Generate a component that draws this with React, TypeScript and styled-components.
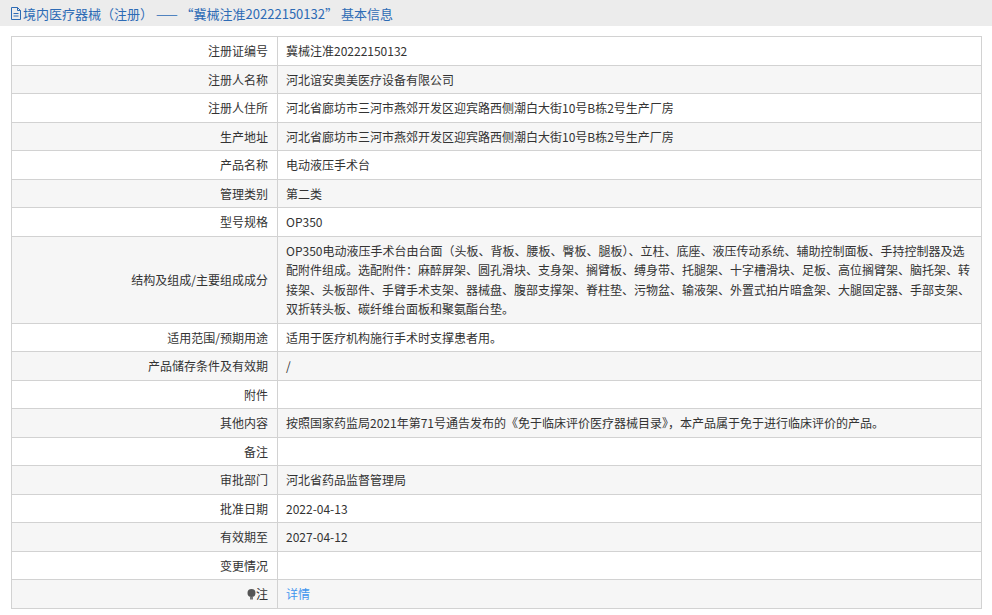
import styled, { createGlobalStyle } from "styled-components";

const Global = createGlobalStyle`
  body {
    margin: 0;
    background: #fff;
    font-family: "Noto Sans CJK SC", "Noto Sans", sans-serif;
    font-size: 12px;
    color: #333;
  }
`;

const TitleBar = styled.div`
  height: 26px;
  background: #ececec;
  display: flex;
  align-items: center;
  padding-left: 10px;
  font-size: 13px;
  color: #2d6bb5;
  gap: 1px;
`;

const Table = styled.table`
  margin: 10px 0 0 11px;
  width: 971px;
  border-collapse: collapse;
  border: 1px solid #d2d2d2;
`;

const Row = styled.tr<{ $even: boolean }>`
  background: ${(p) => (p.$even ? "#f6f6f6" : "#fff")};
`;

const Label = styled.td`
  width: 247px;
  text-align: right;
  padding: 4px 9px;
  line-height: 19.5px;
  border: 1px solid #d2d2d2;
  border-left: none;
`;

const Value = styled.td`
  padding: 4px 8px;
  line-height: 19.5px;
  border: 1px solid #d2d2d2;
  height: 19.5px;
`;

const Link = styled.span`
  color: #3f95ee;
`;

const rows: [string, string][] = [
  ["注册证编号", "冀械注准20222150132"],
  ["注册人名称", "河北谊安奥美医疗设备有限公司"],
  ["注册人住所", "河北省廊坊市三河市燕郊开发区迎宾路西侧潮白大街10号B栋2号生产厂房"],
  ["生产地址", "河北省廊坊市三河市燕郊开发区迎宾路西侧潮白大街10号B栋2号生产厂房"],
  ["产品名称", "电动液压手术台"],
  ["管理类别", "第二类"],
  ["型号规格", "OP350"],
  [
    "结构及组成/主要组成成分",
    "OP350电动液压手术台由台面（头板、背板、腰板、臀板、腿板）、立柱、底座、液压传动系统、辅助控制面板、手持控制器及选配附件组成。选配附件：麻醉屏架、圆孔滑块、支身架、搁臂板、缚身带、托腿架、十字槽滑块、足板、高位搁臂架、脑托架、转接架、头板部件、手臂手术支架、器械盘、腹部支撑架、脊柱垫、污物盆、输液架、外置式拍片暗盒架、大腿固定器、手部支架、双折转头板、碳纤维台面板和聚氨酯台垫。",
  ],
  ["适用范围/预期用途", "适用于医疗机构施行手术时支撑患者用。"],
  ["产品储存条件及有效期", "/"],
  ["附件", ""],
  ["其他内容", "按照国家药监局2021年第71号通告发布的《免于临床评价医疗器械目录》，本产品属于免于进行临床评价的产品。"],
  ["备注", ""],
  ["审批部门", "河北省药品监督管理局"],
  ["批准日期", "2022-04-13"],
  ["有效期至", "2027-04-12"],
  ["变更情况", ""],
];

export default function App() {
  return (
    <>
      <Global />
      <TitleBar>
        <svg width="12" height="13" viewBox="0 0 12 13" fill="none" stroke="#2d6bb5" strokeWidth="1">
          <path d="M1.5 0.5h6l3 3v9h-9z M7.5 0.5v3h3 M3.5 6.5h5 M3.5 9h5" />
        </svg>
        <span>境内医疗器械（注册） —— “冀械注准20222150132” 基本信息</span>
      </TitleBar>
      <Table>
        <tbody>
          {rows.map(([k, v], i) => (
            <Row key={k} $even={i % 2 === 1}>
              <Label>{k}</Label>
              <Value>{v}</Value>
            </Row>
          ))}
          <Row $even={true}>
            <Label>
              <svg width="9" height="11" viewBox="0 0 9 11" style={{ verticalAlign: "-1px" }}>
                <circle cx="4.5" cy="4" r="4" fill="#555" />
                <rect x="3" y="8" width="3" height="2.5" fill="#777" />
              </svg>
              注
            </Label>
            <Value>
              <Link>详情</Link>
            </Value>
          </Row>
        </tbody>
      </Table>
    </>
  );
}
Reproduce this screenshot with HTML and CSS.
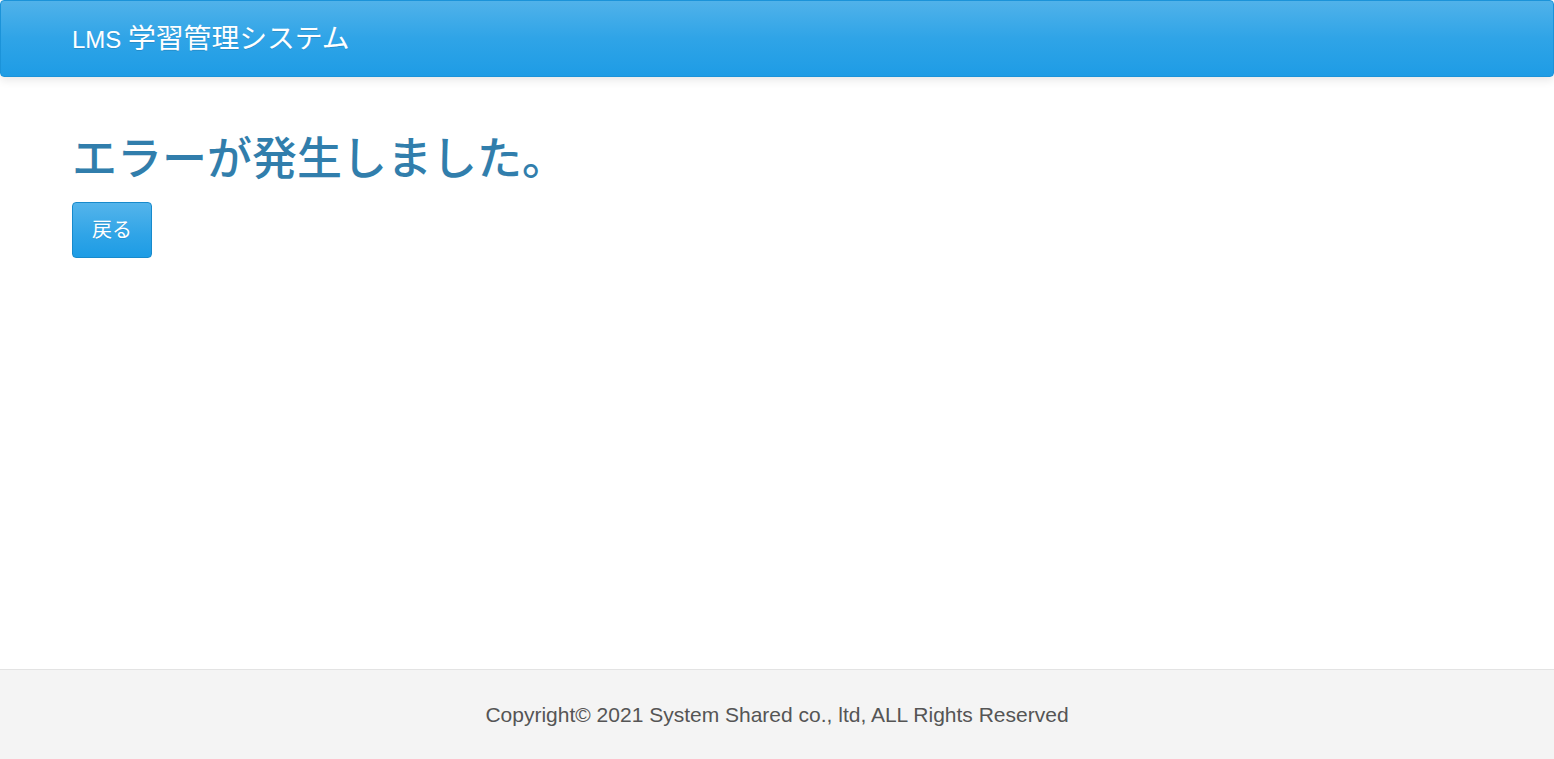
FILE: index.html
```html
<!DOCTYPE html>
<html lang="ja">
<head>
<meta charset="utf-8">
<title>LMS 学習管理システム</title>
<link rel="stylesheet" href="styles.css">
</head>
<body>
<div class="page">
  <nav class="navbar">
    <a class="brand" href="#">LMS <span class="brand-jp">学習管理システム</span></a>
  </nav>
  <main class="content">
    <h1 class="title">エラーが発生しました。</h1>
    <a class="btn" href="#">戻る</a>
  </main>
  <footer class="footer">
    <p class="copy">Copyright© 2021 System Shared co., ltd, ALL Rights Reserved</p>
  </footer>
</div>
</body>
</html>
```
FILE: styles.css
```css
html, body {
  margin: 0;
  padding: 0;
  background: #ffffff;
}
body {
  font-family: "Liberation Sans", "Noto Sans CJK JP", sans-serif;
}
.page {
  display: flex;
  flex-direction: column;
  min-height: 100vh;
}
.navbar {
  height: 75px;
  border: 1px solid #1b93d9;
  border-radius: 4px;
  background: linear-gradient(to bottom, #50b2ea 0%, #2fa4e7 50%, #1e9ce5 100%);
  box-shadow: 0 3px 10px rgba(0, 0, 0, 0.1);
  display: flex;
  align-items: center;
  padding-left: 71px;
  position: relative;
  z-index: 1;
}
.brand {
  color: #ffffff;
  text-decoration: none;
  font-size: 24px;
  line-height: 30px;
  padding-top: 2px;
  text-shadow: 0 1px 0 rgba(0, 0, 0, 0.12);
}
.brand-jp {
  font-size: 27.8px;
}
.content {
  flex: 1;
  padding: 0 72px;
}
.title {
  margin: 59px 0 18px;
  font-size: 45px;
  line-height: 48px;
  font-weight: 500;
  color: #317eac;
}
.btn {
  display: inline-flex;
  align-items: center;
  justify-content: center;
  box-sizing: border-box;
  width: 80px;
  height: 56px;
  padding-bottom: 3px;
  border: 1px solid #178acc;
  border-radius: 4px;
  background: linear-gradient(to bottom, #54b4eb 0%, #2fa4e7 60%, #1d9ce5 100%);
  color: #ffffff;
  font-size: 20px;
  text-decoration: none;
  text-shadow: 0 1px 0 rgba(0, 0, 0, 0.1);
}
.footer {
  height: 89px;
  border-top: 1px solid #e3e3e3;
  background: #f4f4f4;
  display: flex;
  align-items: center;
  justify-content: center;
}
.copy {
  margin: 0;
  font-size: 21px;
  color: #555555;
}
```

▶ [Challenge] Using the data above, write out every line exactly, leaving the images behind.

▶ [Expected answer]
Generate a component that draws this with React, TypeScript and styled-components.
import styled, { createGlobalStyle } from "styled-components";

const Global = createGlobalStyle`
  body {
    margin: 0;
    background: #fff;
    font-family: "Noto Sans CJK SC", "Noto Sans", sans-serif;
    font-size: 12px;
    color: #333;
  }
`;

const TitleBar = styled.div`
  height: 26px;
  background: #ececec;
  display: flex;
  align-items: center;
  padding-left: 10px;
  font-size: 13px;
  color: #2d6bb5;
  gap: 1px;
`;

const Table = styled.table`
  margin: 10px 0 0 11px;
  width: 971px;
  border-collapse: collapse;
  border: 1px solid #d2d2d2;
`;

const Row = styled.tr<{ $even: boolean }>`
  background: ${(p) => (p.$even ? "#f6f6f6" : "#fff")};
`;

const Label = styled.td`
  width: 247px;
  text-align: right;
  padding: 4px 9px;
  line-height: 19.5px;
  border: 1px solid #d2d2d2;
  border-left: none;
`;

const Value = styled.td`
  padding: 4px 8px;
  line-height: 19.5px;
  border: 1px solid #d2d2d2;
  height: 19.5px;
`;

const Link = styled.span`
  color: #3f95ee;
`;

const rows: [string, string][] = [
  ["注册证编号", "冀械注准20222150132"],
  ["注册人名称", "河北谊安奥美医疗设备有限公司"],
  ["注册人住所", "河北省廊坊市三河市燕郊开发区迎宾路西侧潮白大街10号B栋2号生产厂房"],
  ["生产地址", "河北省廊坊市三河市燕郊开发区迎宾路西侧潮白大街10号B栋2号生产厂房"],
  ["产品名称", "电动液压手术台"],
  ["管理类别", "第二类"],
  ["型号规格", "OP350"],
  [
    "结构及组成/主要组成成分",
    "OP350电动液压手术台由台面（头板、背板、腰板、臀板、腿板）、立柱、底座、液压传动系统、辅助控制面板、手持控制器及选配附件组成。选配附件：麻醉屏架、圆孔滑块、支身架、搁臂板、缚身带、托腿架、十字槽滑块、足板、高位搁臂架、脑托架、转接架、头板部件、手臂手术支架、器械盘、腹部支撑架、脊柱垫、污物盆、输液架、外置式拍片暗盒架、大腿固定器、手部支架、双折转头板、碳纤维台面板和聚氨酯台垫。",
  ],
  ["适用范围/预期用途", "适用于医疗机构施行手术时支撑患者用。"],
  ["产品储存条件及有效期", "/"],
  ["附件", ""],
  ["其他内容", "按照国家药监局2021年第71号通告发布的《免于临床评价医疗器械目录》，本产品属于免于进行临床评价的产品。"],
  ["备注", ""],
  ["审批部门", "河北省药品监督管理局"],
  ["批准日期", "2022-04-13"],
  ["有效期至", "2027-04-12"],
  ["变更情况", ""],
];

export default function App() {
  return (
    <>
      <Global />
      <TitleBar>
        <svg width="12" height="13" viewBox="0 0 12 13" fill="none" stroke="#2d6bb5" strokeWidth="1">
          <path d="M1.5 0.5h6l3 3v9h-9z M7.5 0.5v3h3 M3.5 6.5h5 M3.5 9h5" />
        </svg>
        <span>境内医疗器械（注册） —— “冀械注准20222150132” 基本信息</span>
      </TitleBar>
      <Table>
        <tbody>
          {rows.map(([k, v], i) => (
            <Row key={k} $even={i % 2 === 1}>
              <Label>{k}</Label>
              <Value>{v}</Value>
            </Row>
          ))}
          <Row $even={true}>
            <Label>
              <svg width="9" height="11" viewBox="0 0 9 11" style={{ verticalAlign: "-1px" }}>
                <circle cx="4.5" cy="4" r="4" fill="#555" />
                <rect x="3" y="8" width="3" height="2.5" fill="#777" />
              </svg>
              注
            </Label>
            <Value>
              <Link>详情</Link>
            </Value>
          </Row>
        </tbody>
      </Table>
    </>
  );
}
Reproduce this screenshot with HTML and CSS.
FILE: index.html
```html
<!DOCTYPE html>
<html lang="ja">
<head>
<meta charset="utf-8">
<title>LMS 学習管理システム</title>
<link rel="stylesheet" href="styles.css">
</head>
<body>
<div class="page">
  <nav class="navbar">
    <a class="brand" href="#">LMS <span class="brand-jp">学習管理システム</span></a>
  </nav>
  <main class="content">
    <h1 class="title">エラーが発生しました。</h1>
    <a class="btn" href="#">戻る</a>
  </main>
  <footer class="footer">
    <p class="copy">Copyright© 2021 System Shared co., ltd, ALL Rights Reserved</p>
  </footer>
</div>
</body>
</html>
```
FILE: styles.css
```css
html, body {
  margin: 0;
  padding: 0;
  background: #ffffff;
}
body {
  font-family: "Liberation Sans", "Noto Sans CJK JP", sans-serif;
}
.page {
  display: flex;
  flex-direction: column;
  min-height: 100vh;
}
.navbar {
  height: 75px;
  border: 1px solid #1b93d9;
  border-radius: 4px;
  background: linear-gradient(to bottom, #50b2ea 0%, #2fa4e7 50%, #1e9ce5 100%);
  box-shadow: 0 3px 10px rgba(0, 0, 0, 0.1);
  display: flex;
  align-items: center;
  padding-left: 71px;
  position: relative;
  z-index: 1;
}
.brand {
  color: #ffffff;
  text-decoration: none;
  font-size: 24px;
  line-height: 30px;
  padding-top: 2px;
  text-shadow: 0 1px 0 rgba(0, 0, 0, 0.12);
}
.brand-jp {
  font-size: 27.8px;
}
.content {
  flex: 1;
  padding: 0 72px;
}
.title {
  margin: 59px 0 18px;
  font-size: 45px;
  line-height: 48px;
  font-weight: 500;
  color: #317eac;
}
.btn {
  display: inline-flex;
  align-items: center;
  justify-content: center;
  box-sizing: border-box;
  width: 80px;
  height: 56px;
  padding-bottom: 3px;
  border: 1px solid #178acc;
  border-radius: 4px;
  background: linear-gradient(to bottom, #54b4eb 0%, #2fa4e7 60%, #1d9ce5 100%);
  color: #ffffff;
  font-size: 20px;
  text-decoration: none;
  text-shadow: 0 1px 0 rgba(0, 0, 0, 0.1);
}
.footer {
  height: 89px;
  border-top: 1px solid #e3e3e3;
  background: #f4f4f4;
  display: flex;
  align-items: center;
  justify-content: center;
}
.copy {
  margin: 0;
  font-size: 21px;
  color: #555555;
}
```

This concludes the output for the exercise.